History of Millinocket, the mills and their decline

Millinocket was first settled in 1829 by Thomas Fowler and his family, who cleared land for a farm. When the Bangor and Aroostook Railroad extended service to Houlton in 1894, the line ran through the area, opening it to development.  The word "Millinocket", in the language of Maine's Abenaki people, roughly translates to "land with many islands" which described nearby Millinocket Lake. In 1898, the Great Northern Paper Company began construction of their paper mill. The Italian stone masons were largely responsible for the construction of the Millinocket mill. The mill became the largest of its kind in the world at that time. From this development, the town of Millinocket came to be.

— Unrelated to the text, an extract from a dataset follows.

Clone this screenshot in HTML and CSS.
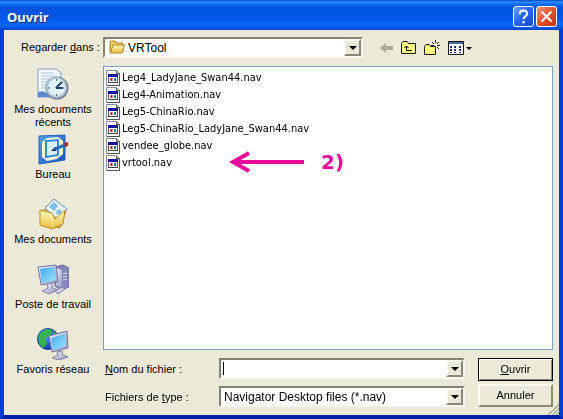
FILE: index.html
```html
<!DOCTYPE html>
<html lang="fr">
<head>
<meta charset="utf-8">
<meta name="viewport" content="width=device-width, initial-scale=1">
<title>Ouvrir</title>
<link rel="stylesheet" href="styles.css">
</head>
<body>
<svg class="defs" aria-hidden="true">
  <defs>
    <linearGradient id="folder" x1="0" y1="0" x2="0" y2="1"><stop offset="0" stop-color="#fffbc0"/><stop offset="1" stop-color="#e9bd3a"/></linearGradient>
    <linearGradient id="screen" x1="0" y1="0" x2="1" y2="1"><stop offset="0" stop-color="#43a5f3"/><stop offset="1" stop-color="#9ee8fb"/></linearGradient>
    <linearGradient id="desk" x1="0" y1="0" x2="1" y2="1"><stop offset="0" stop-color="#52a2ef"/><stop offset="1" stop-color="#1553b5"/></linearGradient>
    <linearGradient id="silver" x1="0" y1="0" x2="1" y2="1"><stop offset="0" stop-color="#f4f5ff"/><stop offset="1" stop-color="#9092bd"/></linearGradient>
    <radialGradient id="globe" cx=".35" cy=".3" r=".8"><stop offset="0" stop-color="#5fa3ff"/><stop offset="1" stop-color="#0a2d9c"/></radialGradient>
    <symbol id="nav-file" viewBox="0 0 16 16">
      <path d="M.5 .5H10.500L13.500 3.500V15.500H.5Z" fill="#fff" stroke="#85909a"/>
      <path d="M10.500 1V3.500H13.500V15.500H1" fill="none" stroke="#4c5258"/>
      <path d="M2.500 4.500H11.500V12.500H2.500Z" fill="#fff" stroke="#55596a"/>
      <path d="M2 4H12V7H2Z" fill="#15159c"/>
      <path d="M4 9.500L6 8V11Z" fill="#d02020" stroke="#d02020"/><path d="M8 8H10V11H8Z" fill="#217c9a"/>
      <path d="M2 12.500H12" stroke="#444"/>
    </symbol>
  </defs>
</svg>
<main class="dialog">
  <header class="titlebar">
    <h1>Ouvrir</h1>
    <button class="caption help" type="button" aria-label="Aide"><svg viewBox="0 0 21 21"><path d="M6.500 8V7Q6.500 4 10.500 4T14.500 7.500Q14.500 9 12.500 10.300T10.500 13.500" fill="none" stroke="#fff" stroke-width="2.200"/><path d="M9.300 15.500h2.400v2.400h-2.400z" fill="#fff"/></svg></button>
    <button class="caption close" type="button" aria-label="Fermer"><svg viewBox="0 0 21 21"><path d="M5 5l11 11M16 5l-11 11" stroke="#fff" stroke-width="2.400"/></svg></button>
  </header>
  <form class="content">
    <div class="lookin">
      <label for="folder-select">Regarder <u>d</u>ans :</label>
      <div class="combo">
        <svg class="folder-icon" viewBox="0 0 16 16"><path d="M1 13V3l1-1h4l2 2h5l1 1v8z" fill="#efcf61" stroke="#a77e26"/><path d="M1.500 14L4 6h11.500L13 14z" fill="url(#folder)" stroke="#b18a2e"/></svg>
        <select id="folder-select"><option>VRTool</option></select>
        <span class="drop"></span>
      </div>
      <div class="tools">
        <button type="button" aria-label="Précédent" disabled><svg width="14" height="16" viewBox="0 0 14 16"><path d="M0 8L6 3V6H13V10H6V13Z" fill="#aaa899"/></svg></button>
        <button type="button" aria-label="Dossier parent"><svg width="16" height="16" viewBox="0 0 16 16"><path d="M.5 13.500V3.500L2 1.500H6L7.500 3.500H14.500V13.500Z" fill="#ffff7d" stroke="#171708"/><path d="M5.500 6V10.500H11M3.500 8L5.500 6L7.500 8" fill="none" stroke="#000"/></svg></button>
        <button type="button" aria-label="Nouveau dossier"><svg width="17" height="16" viewBox="0 0 17 16"><path d="M.5 14.500V6.500L2 4.500H5L6.500 6.500H11.500V14.500Z" fill="#ffff7d" stroke="#171708"/><path d="M11.500 0V3M11.500 7V10M7 5.500H10M13 5.500H16M8 2l2 2M13 7l2 2M15 2l-2 2" stroke="#222" fill="none"/></svg></button>
        <button type="button" aria-label="Affichages"><svg width="24" height="16" viewBox="0 0 24 16"><path d="M.5 1.500H15.500V14.500H.5Z" fill="#fff" stroke="#111"/><path d="M1 2H15V4H1Z" fill="#416da3"/><path d="M2 6H4V8H2ZM6 6H8V8H6ZM11 6H13V8H11ZM2 9H4V11H2ZM6 9H8V11H6ZM11 9H13V11H11ZM2 12H4V13H2ZM6 12H8V13H6ZM11 12H13V13H11Z" fill="#26267a"/><path d="M18 7h6l-3 3z" fill="#000"/></svg></button>
      </div>
    </div>
    <div class="browser">
      <nav class="places" aria-label="Emplacements">
        <button type="button"><svg viewBox="0 0 32 32"><path d="M1 1H20L24 5V29H1Z" fill="#f4f8ff" stroke="#7d9ccd"/><path d="M4 5H17M4 8H18M4 11H14M4 14H11M4 17H9M4 20H9" stroke="#a9bddd"/><path d="M1 29V24q7-3 12 5z" fill="#5b8ad2"/><circle cx="20" cy="20" r="11.500" fill="#6d8296"/><circle cx="19.500" cy="19.500" r="9.500" fill="#e2f1f7" stroke="#b7cad4" stroke-width="2"/><path d="M19 20l6-6M19 20h7" stroke="#214568" stroke-width="2"/><path d="M19.500 11v2M27 20h-2M19.500 28v-2M11 20h2" stroke="#436785"/></svg><span>Mes documents récents</span></button>
        <button type="button"><svg viewBox="0 0 32 32"><path d="M2 3L28 2V27L2 31Z" fill="url(#desk)" stroke="#2465bd"/><path d="M5 9L10 5L21 4L26 8V21L20 26L10 28L5 24Z" fill="#f7f4d6"/><path d="M9 8L21 7V22L9 24Z" fill="#d9eeff" stroke="#338bd3" stroke-width="2"/><path d="M18 16L28 12" stroke="#256eb3" stroke-width="3"/><path d="M14 18l4-4 1 4z" fill="#153a75"/><path d="M27 10l4-1v4l-3 1z" fill="#a72d32"/></svg><span>Bureau</span></button>
        <button type="button"><svg viewBox="0 0 32 32"><path d="M3 14L14 8L29 13L23 30L5 26Z" fill="#efc74c" stroke="#b98622"/><path d="M8 10L17 1L30 11L22 23Z" fill="#e5f5ff" stroke="#6c94bf"/><path d="M12 9l5-5 4 4-4 5zM20 12h4v4h-5z" fill="#7bbceb"/><path d="M3 12L15 15L18 21L28 12L26 26L15 31L3 27Z" fill="url(#folder)" stroke="#bc8d27"/><path d="M5 14L14 17L16 29" fill="none" stroke="#fff6a4"/></svg><span>Mes documents</span></button>
        <button type="button"><svg viewBox="0 0 32 32"><path d="M18 4L26 2L32 5V24L24 27L18 23Z" fill="#8587b6" stroke="#6769a0"/><path d="M19 5L25 7V25L19 22Z" fill="url(#silver)"/><path d="M26 11l4-1M26 14l4-1M26 17l4-1" stroke="#ddddf2"/><path d="M1 4L19 2L21 19L4 22Z" fill="url(#silver)" stroke="#7677a8"/><path d="M3 6L17 4L19 17L5 20Z" fill="url(#screen)"/><path d="M10 21l5-1 1 5 5 2-9 4-7-3 6-3z" fill="url(#silver)" stroke="#898cae"/><path d="M18 28l7-4 3 2-7 5z" fill="#cdd0e5" stroke="#7e83aa"/></svg><span>Poste de travail</span></button>
        <button type="button"><svg viewBox="0 0 32 32"><circle cx="11" cy="11" r="10.500" fill="url(#globe)" stroke="#154694"/><path d="M2 7q6-8 13-5l-2 6-5 2 2 6-4 4q-6-5-4-13zM16 2l5 6-4 4z" fill="#35b34c"/><path d="M12 8L30 3L31 20L15 24Z" fill="url(#silver)" stroke="#7578a8"/><path d="M14 10L28 6L29 18L16 22Z" fill="url(#screen)"/><path d="M20 24l5-1 1 4 5 2-9 3-7-2 6-3z" fill="url(#silver)" stroke="#8587a5"/></svg><span>Favoris réseau</span></button>
      </nav>
      <section class="listing">
        <ul class="files">
          <li><svg><use href="#nav-file"/></svg>Leg4_LadyJane_Swan44.nav</li>
          <li><svg><use href="#nav-file"/></svg>Leg4-Animation.nav</li>
          <li><svg><use href="#nav-file"/></svg>Leg5-ChinaRio.nav</li>
          <li><svg><use href="#nav-file"/></svg>Leg5-ChinaRio_LadyJane_Swan44.nav</li>
          <li><svg><use href="#nav-file"/></svg>vendee_globe.nav</li>
          <li><svg><use href="#nav-file"/></svg>vrtool.nav</li>
        </ul>
        <div class="note"><svg viewBox="0 0 76 22"><path d="M75 11H5M20 2L4 11L20 20" fill="none" stroke="#ed0a9b" stroke-width="4"/></svg><strong>2)</strong></div>
      </section>
      <div class="footer">
        <div class="fields">
          <label for="filename"><u>N</u>om du fichier :</label>
          <div class="combo"><input id="filename" type="text" autofocus><button class="drop" type="button" aria-label="Noms récents"></button></div>
          <label for="filetype">Fichiers de <u>t</u>ype :</label>
          <div class="combo"><select id="filetype"><option>Navigator Desktop files (*.nav)</option></select><span class="drop"></span></div>
        </div>
        <div class="actions">
          <button class="default" type="submit"><u>O</u>uvrir</button>
          <button type="button">Annuler</button>
        </div>
      </div>
    </div>
    <svg class="grip" viewBox="0 0 12 12" aria-hidden="true"><path d="M1 12L12 1M5 12L12 5M9 12L12 9" stroke="#aaa794" stroke-width="2"/><path d="M0 12L12 0M4 12L12 4M8 12L12 8" stroke="#fff"/></svg>
  </form>
</main>
</body>
</html>
```
FILE: styles.css
```css
* { box-sizing: border-box; }
body { margin: 0; font: 11px/13px "Liberation Sans", Arial, sans-serif; color: #000; }
button, input, select { font: inherit; color: inherit; margin: 0; }
.defs { position: absolute; width: 0; height: 0; }

.dialog {
  display: flex;
  flex-direction: column;
  min-height: 100vh;
  background: #0741d8;
}

.titlebar {
  display: flex;
  align-items: center;
  gap: 2px;
  height: 30px;
  padding: 3px 6px 0 7px;
  background: linear-gradient(#0747c7 0, #2e8cff 2px, #0a62ee 5px, #0053de 9px, #0056e6 18px, #0667fb 25px, #0560f2 27px, #003fc5 30px);
}
.titlebar h1 {
  flex: 1;
  margin: 0;
  color: #fff;
  font: bold 13px/16px "Noto Sans", sans-serif;
  text-shadow: 1px 1px #0a2a87;
}
.caption {
  width: 21px;
  height: 21px;
  padding: 0;
  border: 1px solid #fff;
  border-radius: 3px;
}
.caption svg { display: block; width: 19px; height: 19px; }
.help { background: linear-gradient(135deg, #6b9cff, #2663e6 50%, #1b50ca); }
.close { background: linear-gradient(135deg, #f0987c, #e2512b 50%, #bf3412); }

.content {
  position: relative;
  flex: 1;
  display: flex;
  flex-direction: column;
  gap: 8px;
  padding: 7px 6px 8px 0;
  background: #ece9d8;
  border: solid #003ddb;
  border-width: 0 4px 4px;
  border-bottom-color: #0020a8;
}

.lookin {
  display: grid;
  grid-template-columns: 91px 1fr 182px;
  column-gap: 8px;
  align-items: center;
}
.lookin label { padding-left: 17px; white-space: nowrap; }
.lookin .combo { min-width: 0; }
.tools { display: flex; gap: 7px; padding-left: 9px; }
.tools button { padding: 0; border: 0; background: none; }
.tools svg { display: block; }

.combo {
  display: flex;
  height: 21px;
  background: #fff;
  border: 2px solid;
  border-color: #858274 #f7f6ee #f7f6ee #858274;
  font-size: 12px;
}
.combo select, .combo input {
  flex: 1;
  min-width: 0;
  padding: 1px 3px 0;
  border: 0;
  outline: 0;
  background: none;
  appearance: none;
}
.combo input:focus {
  caret-color: transparent;
  background: linear-gradient(#000, #000) 2px center / 1px 13px no-repeat;
}
.folder-icon { width: 16px; height: 16px; margin-left: 4px; }
.drop {
  display: flex;
  align-items: center;
  justify-content: center;
  width: 17px;
  padding: 0;
  background: #ece9d8;
  border: 2px solid;
  border-color: #f8f7f0 #8b887a #8b887a #f8f7f0;
  pointer-events: none;
}
.drop::before {
  content: "";
  border: 4px solid transparent;
  border-top-color: #000;
  border-bottom: 0;
}

.browser {
  flex: 1;
  display: grid;
  grid-template-columns: 91px 1fr;
  grid-template-rows: 1fr auto;
  gap: 8px;
}
.places { grid-row: 1 / 3; padding-left: 7px; }
.places button {
  display: flex;
  flex-direction: column;
  align-items: center;
  gap: 3px;
  width: 100%;
  height: 65px;
  padding: 2px 0 0;
  border: 0;
  background: none;
}
.places svg { flex: none; width: 32px; height: 32px; }

.listing {
  position: relative;
  background: #fff;
  border: 1px solid #7f9db9;
}
.files {
  margin: 0;
  padding: 2px;
  list-style: none;
  font: 11px/17px "DejaVu Sans Condensed", "DejaVu Sans", sans-serif;
}
.files li { display: flex; align-items: center; height: 17px; }
.files svg { width: 16px; height: 16px; }
.note {
  position: absolute;
  top: 84px;
  left: 125px;
  display: flex;
  align-items: center;
  gap: 16px;
  color: #ed0a9b;
  font: 20px/22px "DejaVu Sans", sans-serif;
}
.note svg { width: 76px; height: 22px; }

.footer { display: flex; gap: 13px; }
.fields {
  flex: 1;
  display: grid;
  grid-template-columns: 116px 1fr;
  row-gap: 7px;
  align-items: center;
  align-content: start;
}
.fields label { padding: 2px 0 0 2px; }
.actions { display: grid; gap: 3px; width: 75px; }
.actions button {
  height: 23px;
  padding: 0;
  background: #ece9d8;
  border: 2px solid;
  border-color: #fbfaf4 #8b887a #8b887a #fbfaf4;
}
.actions .default {
  border: 1px solid #000;
  box-shadow: inset 1px 1px #fff, inset -1px -1px #8b887a;
}
.grip { position: absolute; right: 0; bottom: 0; width: 12px; height: 12px; }
```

Because of the speed with which the town grew, it gained the nickname of “The Magic City.”  In early 2003, however, Great Northern Paper announced it had filed bankruptcy, the mills had a couple of new owners in between.  Both are now closed, permanently at least for paper making purposes. They may be repurposed at a future point.

The Golden Road

The Golden Road was constructed between 1969 and 1972 to access 2.1 million acres of working forests in the North Maine Woods. The road is privately owned and spans 96 miles. It’s mostly dirt with a few paved sections however it is often a rough ride. Traveling through wilderness you better have a spare tire and a few tools on hand on the Golden Road.